Wife: Yes, both kids
Me: I meant all of the weekends
Wife:…..
Hello darkness, my old friend. It’s time to eat all the carbs again
me: don’t you dare tell me I’ve had enough
him: sorry, but—
m: *shouting* what kind of barman limits customers to just one?
h: *sighs, pours*
m: finally! I’ll have another one of those delicious cookies too, please
h: now may I go back to giving communion?
*placing Trump & Hillary signs on my lawn
Neighbor: “Confused about who to vote for?”
Me: “What? No!
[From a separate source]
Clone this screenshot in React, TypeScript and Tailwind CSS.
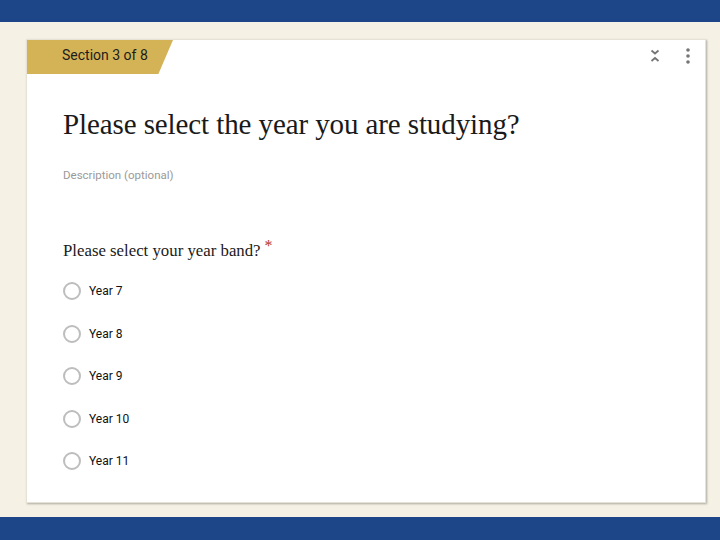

I’m making a Halloween haunted house.”
Does your cat do that thing where he refuses to eat the stale bowl bikkies so you take the bowl up to the kitchen counter and shake it around a bit and then they think you’ve swapped it out for fresh bikkies and they happily crunch it up ehehehe what a tiny idiot
whenever a man says he’s well endowed I always hope he means with a grant from the government for his new art project
Egg drop soup
Egg clumsy
Egg bad waiter
Egg fired again
Egg turn to life of crime
“I wonder what’s on tv right now,” he thought 2002ishly.
[Jews being led out of Egypt]
Woman: *mumbles* 40 years? He couldn’t just stop & ask directions?
Moses: WHO SAID THAT? NO MANNA FOR YOU!
How do I put this gently? You make me feel… unwet?